The VT100 was introduced in August 1978, replacing the VT50/VT52 family. Like the earlier models, it communicated with its host system over serial lines at a speed selectable between 50 and 19,200 bit/s. It used the ASCII character set and control sequences. Unlike the VT52's custom control sequences, the VT100 used sequences standardized by ANSI. The VT100 was also the first Digital mass-market terminal to incorporate "graphic renditions" (blinking, bolding, reverse video, and underlining) as well as 80 or 132 column displays. The VT100 also introduced an additional character set containing various bits of graphics that allowed the drawing of on-screen forms. All setup of the VT100 was accomplished using interactive displays presented on the screen; the setup data was stored in non-volatile memory within the terminal.

The control sequences used by the VT100 family are based on the ANSI X3.64 standard, also known as ECMA-48 and ISO/IEC 6429. These are sometimes referred to as ANSI escape codes. The VT100 was not the first terminal to be based on X3.64—The Heath Company had a microprocessor-based video terminal, the Heathkit H-19 (H19), that implemented a subset of the standard proposed by ANSI in X3.64. In addition, the VT100 provided backwards compatibility for VT52 users, with support for the VT52 control sequences.

In 1983, the VT100 was replaced by the more-powerful VT200 series terminals such as the VT220.

Variants

 

VT101

The VT100 was the first of Digital's terminals to be based on an industry-standard microprocessor, the Intel 8080. Options could be added to the terminal to support an external printer, additional graphic renditions, and more memory. The later option, known as Advanced Video Option or AVO, allowed the terminal to support a full 24 lines of text in 132 column mode. The VT100 became a platform on which Digital constructed related products.

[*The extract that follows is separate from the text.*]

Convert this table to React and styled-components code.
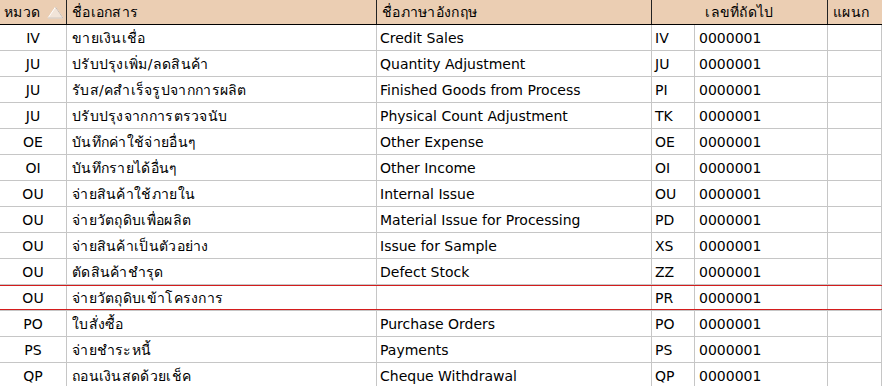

The VT101 and VT102 were cost-reduced, non-expandable follow-on versions. The VT101 was essentially a base-model VT100, while the VT102 came standard with the AVO and serial printer port options pre-installed. The VT105 contained a simple graphics subsystem known as waveform graphics which was mostly compatible with same system in the earlier VT55. This system allowed two mathematical functions to be drawn to the screen on top of the normal text display, allowing text and graphics to be mixed to produce charts and similar output. The VT125 added an implementation of the byte-efficient Remote Graphic Instruction Set, ReGIS, which used custom ANSI codes to send the graphics commands to the terminal, rather than requiring the terminal to be set to a separate graphics mode like the VT105.

The VT100 form factor left significant room in the case for expansion, and DEC used this to produce several all-in-one stand-alone minicomputer systems. The VT103 included a cardcage and 4×4 (8-slot) Q-Bus backplane, sufficient to configure a small LSI-11 system within the case,:pp65–72 and supported an optional dual TU58 DECtape II block addressable cartridge tape drive :pp73–80 which behaves like a very slow disk drive. The VT180 (codenamed "Robin") added a single-board microcomputer using a Zilog Z80 to run CP/M. The VT278 (DECmate) added a PDP-8 processor, allowing the terminal to run Digital's WPS-8 word processing software.